- Hazlitt in 1992
- Nickname: Jack
- Born: Cecil John Hazlitt 15 June – 31 December 1897 Melbourne, Victoria, Australia
- Died: June 15, 1993 (aged 95) New South Wales, Australia
- Allegiance: Commonwealth of Australia
- Branch: Australian Army
- Service years: 1915–1916
- Rank: Private
- Unit: 28th Battalion

= Jack Hazlitt =

Australian soldier

Cecil John "Jack" Hazlitt (1897–1993) was an Australian soldier who fought in World War I.

==Early life==
Hazlitt was born between 15 June and 31 December 1897 in Melbourne, Victoria, Australia.

==Career==
Hazlitt enlisted to join Australian forces on 27 February 1915, and embarked from Fremantle on 9 June 1915. He arrived at Gallipoli in July of that year, and fought in the Gallipoli Campaign as a runner.

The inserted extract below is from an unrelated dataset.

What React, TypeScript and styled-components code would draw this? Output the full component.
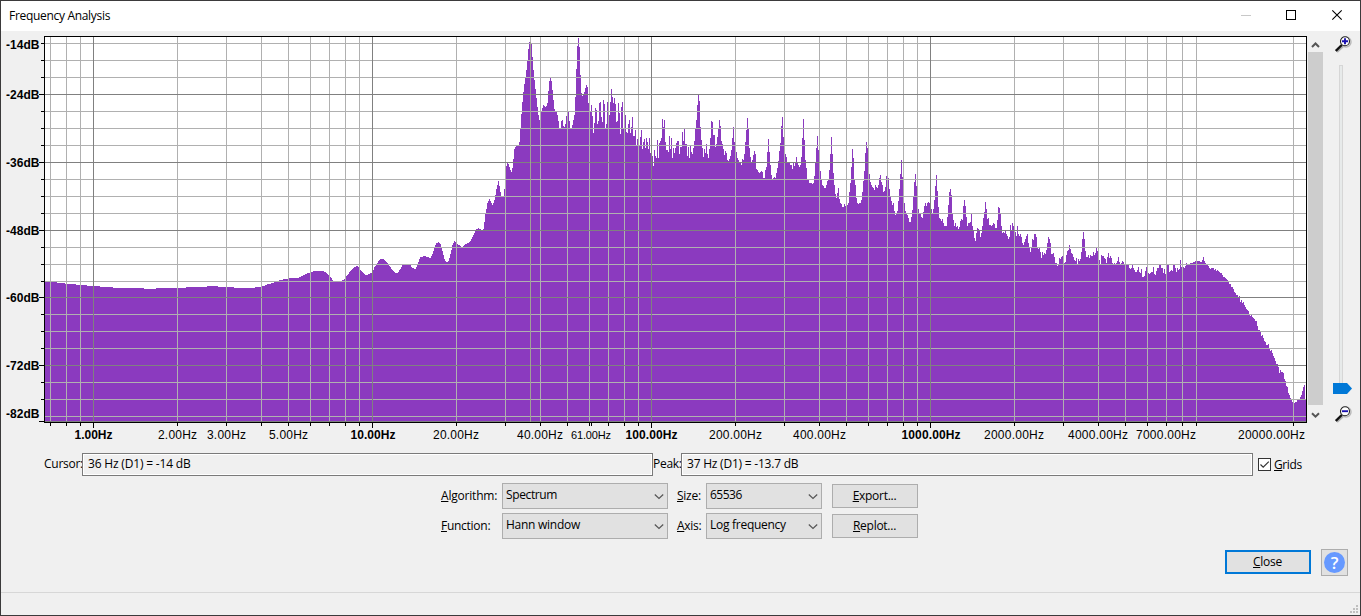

The average runner at Gallipoli survived for 24 hours, but Hazlitt survived for five months. He later fought in the Battles of Pozières and the Somme, before leaving to return to Australia on 26 December 1916.

==Death==
Hazlitt died on 15 June 1993 in New South Wales, Australia, aged 95, while living in MacMasters Beach.